• _Exercise instructions_: Take the material below and retype it in full; pictures are left out.

• _Dataset section_:

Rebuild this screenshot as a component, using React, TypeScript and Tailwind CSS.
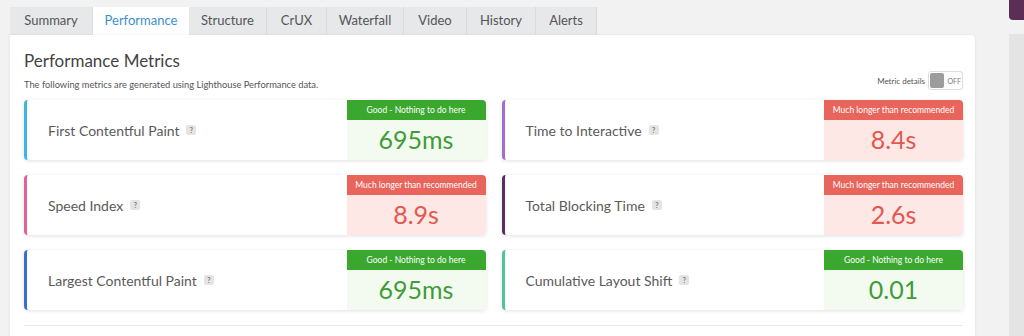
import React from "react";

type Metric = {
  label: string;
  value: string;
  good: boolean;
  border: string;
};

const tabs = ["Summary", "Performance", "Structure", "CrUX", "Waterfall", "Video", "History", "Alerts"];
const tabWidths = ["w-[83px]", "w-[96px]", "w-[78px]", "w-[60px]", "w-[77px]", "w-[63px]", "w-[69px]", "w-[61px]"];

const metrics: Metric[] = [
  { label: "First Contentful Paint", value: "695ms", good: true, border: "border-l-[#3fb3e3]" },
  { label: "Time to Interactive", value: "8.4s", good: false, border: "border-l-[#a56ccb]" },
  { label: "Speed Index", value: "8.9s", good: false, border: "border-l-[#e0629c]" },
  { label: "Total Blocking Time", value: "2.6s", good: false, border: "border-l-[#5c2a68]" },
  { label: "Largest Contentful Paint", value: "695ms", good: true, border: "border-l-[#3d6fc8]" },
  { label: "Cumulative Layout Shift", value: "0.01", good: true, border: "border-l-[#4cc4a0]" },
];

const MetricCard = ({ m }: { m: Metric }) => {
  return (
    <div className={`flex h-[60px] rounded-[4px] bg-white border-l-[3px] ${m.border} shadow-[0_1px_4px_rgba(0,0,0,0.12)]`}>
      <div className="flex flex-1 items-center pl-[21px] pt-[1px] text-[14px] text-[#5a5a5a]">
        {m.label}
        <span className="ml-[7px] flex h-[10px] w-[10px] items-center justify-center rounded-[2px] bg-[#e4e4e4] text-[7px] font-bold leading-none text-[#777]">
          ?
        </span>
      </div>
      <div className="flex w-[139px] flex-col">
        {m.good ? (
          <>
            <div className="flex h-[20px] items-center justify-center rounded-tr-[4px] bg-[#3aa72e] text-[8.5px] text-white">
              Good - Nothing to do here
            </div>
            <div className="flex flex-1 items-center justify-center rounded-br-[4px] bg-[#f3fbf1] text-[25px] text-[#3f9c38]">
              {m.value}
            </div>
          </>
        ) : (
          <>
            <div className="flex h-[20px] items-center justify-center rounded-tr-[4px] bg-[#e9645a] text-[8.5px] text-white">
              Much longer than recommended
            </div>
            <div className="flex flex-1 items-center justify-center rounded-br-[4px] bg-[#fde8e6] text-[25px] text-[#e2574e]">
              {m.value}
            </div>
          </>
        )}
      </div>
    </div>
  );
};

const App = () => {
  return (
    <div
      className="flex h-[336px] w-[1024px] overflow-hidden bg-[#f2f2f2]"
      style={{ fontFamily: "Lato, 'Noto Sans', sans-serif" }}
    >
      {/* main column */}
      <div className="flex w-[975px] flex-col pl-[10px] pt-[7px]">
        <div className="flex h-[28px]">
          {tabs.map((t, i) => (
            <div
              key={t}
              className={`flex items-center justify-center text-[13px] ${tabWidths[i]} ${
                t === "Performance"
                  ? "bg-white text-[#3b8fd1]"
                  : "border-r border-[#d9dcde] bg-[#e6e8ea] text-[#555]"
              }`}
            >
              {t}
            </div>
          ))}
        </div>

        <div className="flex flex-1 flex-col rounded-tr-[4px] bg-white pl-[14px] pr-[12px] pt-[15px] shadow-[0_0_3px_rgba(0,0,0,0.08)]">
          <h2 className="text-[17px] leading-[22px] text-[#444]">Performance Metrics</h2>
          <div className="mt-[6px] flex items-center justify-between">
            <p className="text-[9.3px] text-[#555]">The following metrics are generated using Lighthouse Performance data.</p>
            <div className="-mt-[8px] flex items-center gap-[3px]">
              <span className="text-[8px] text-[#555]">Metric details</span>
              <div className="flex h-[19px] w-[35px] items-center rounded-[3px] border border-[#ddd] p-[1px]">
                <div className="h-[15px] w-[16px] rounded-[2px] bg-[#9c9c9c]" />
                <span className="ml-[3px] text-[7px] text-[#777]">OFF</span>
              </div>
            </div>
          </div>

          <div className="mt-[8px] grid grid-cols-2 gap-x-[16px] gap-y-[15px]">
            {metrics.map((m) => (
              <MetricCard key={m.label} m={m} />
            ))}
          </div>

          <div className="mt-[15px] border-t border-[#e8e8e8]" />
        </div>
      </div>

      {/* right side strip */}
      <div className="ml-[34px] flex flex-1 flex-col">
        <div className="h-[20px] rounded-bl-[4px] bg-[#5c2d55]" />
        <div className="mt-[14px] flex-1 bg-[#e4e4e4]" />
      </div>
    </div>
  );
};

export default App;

• _Final result_:
Rebuild this screenshot as a component, using React, TypeScript and Tailwind CSS.
import React from "react";

type Metric = {
  label: string;
  value: string;
  good: boolean;
  border: string;
};

const tabs = ["Summary", "Performance", "Structure", "CrUX", "Waterfall", "Video", "History", "Alerts"];
const tabWidths = ["w-[83px]", "w-[96px]", "w-[78px]", "w-[60px]", "w-[77px]", "w-[63px]", "w-[69px]", "w-[61px]"];

const metrics: Metric[] = [
  { label: "First Contentful Paint", value: "695ms", good: true, border: "border-l-[#3fb3e3]" },
  { label: "Time to Interactive", value: "8.4s", good: false, border: "border-l-[#a56ccb]" },
  { label: "Speed Index", value: "8.9s", good: false, border: "border-l-[#e0629c]" },
  { label: "Total Blocking Time", value: "2.6s", good: false, border: "border-l-[#5c2a68]" },
  { label: "Largest Contentful Paint", value: "695ms", good: true, border: "border-l-[#3d6fc8]" },
  { label: "Cumulative Layout Shift", value: "0.01", good: true, border: "border-l-[#4cc4a0]" },
];

const MetricCard = ({ m }: { m: Metric }) => {
  return (
    <div className={`flex h-[60px] rounded-[4px] bg-white border-l-[3px] ${m.border} shadow-[0_1px_4px_rgba(0,0,0,0.12)]`}>
      <div className="flex flex-1 items-center pl-[21px] pt-[1px] text-[14px] text-[#5a5a5a]">
        {m.label}
        <span className="ml-[7px] flex h-[10px] w-[10px] items-center justify-center rounded-[2px] bg-[#e4e4e4] text-[7px] font-bold leading-none text-[#777]">
          ?
        </span>
      </div>
      <div className="flex w-[139px] flex-col">
        {m.good ? (
          <>
            <div className="flex h-[20px] items-center justify-center rounded-tr-[4px] bg-[#3aa72e] text-[8.5px] text-white">
              Good - Nothing to do here
            </div>
            <div className="flex flex-1 items-center justify-center rounded-br-[4px] bg-[#f3fbf1] text-[25px] text-[#3f9c38]">
              {m.value}
            </div>
          </>
        ) : (
          <>
            <div className="flex h-[20px] items-center justify-center rounded-tr-[4px] bg-[#e9645a] text-[8.5px] text-white">
              Much longer than recommended
            </div>
            <div className="flex flex-1 items-center justify-center rounded-br-[4px] bg-[#fde8e6] text-[25px] text-[#e2574e]">
              {m.value}
            </div>
          </>
        )}
      </div>
    </div>
  );
};

const App = () => {
  return (
    <div
      className="flex h-[336px] w-[1024px] overflow-hidden bg-[#f2f2f2]"
      style={{ fontFamily: "Lato, 'Noto Sans', sans-serif" }}
    >
      {/* main column */}
      <div className="flex w-[975px] flex-col pl-[10px] pt-[7px]">
        <div className="flex h-[28px]">
          {tabs.map((t, i) => (
            <div
              key={t}
              className={`flex items-center justify-center text-[13px] ${tabWidths[i]} ${
                t === "Performance"
                  ? "bg-white text-[#3b8fd1]"
                  : "border-r border-[#d9dcde] bg-[#e6e8ea] text-[#555]"
              }`}
            >
              {t}
            </div>
          ))}
        </div>

        <div className="flex flex-1 flex-col rounded-tr-[4px] bg-white pl-[14px] pr-[12px] pt-[15px] shadow-[0_0_3px_rgba(0,0,0,0.08)]">
          <h2 className="text-[17px] leading-[22px] text-[#444]">Performance Metrics</h2>
          <div className="mt-[6px] flex items-center justify-between">
            <p className="text-[9.3px] text-[#555]">The following metrics are generated using Lighthouse Performance data.</p>
            <div className="-mt-[8px] flex items-center gap-[3px]">
              <span className="text-[8px] text-[#555]">Metric details</span>
              <div className="flex h-[19px] w-[35px] items-center rounded-[3px] border border-[#ddd] p-[1px]">
                <div className="h-[15px] w-[16px] rounded-[2px] bg-[#9c9c9c]" />
                <span className="ml-[3px] text-[7px] text-[#777]">OFF</span>
              </div>
            </div>
          </div>

          <div className="mt-[8px] grid grid-cols-2 gap-x-[16px] gap-y-[15px]">
            {metrics.map((m) => (
              <MetricCard key={m.label} m={m} />
            ))}
          </div>

          <div className="mt-[15px] border-t border-[#e8e8e8]" />
        </div>
      </div>

      {/* right side strip */}
      <div className="ml-[34px] flex flex-1 flex-col">
        <div className="h-[20px] rounded-bl-[4px] bg-[#5c2d55]" />
        <div className="mt-[14px] flex-1 bg-[#e4e4e4]" />
      </div>
    </div>
  );
};

export default App;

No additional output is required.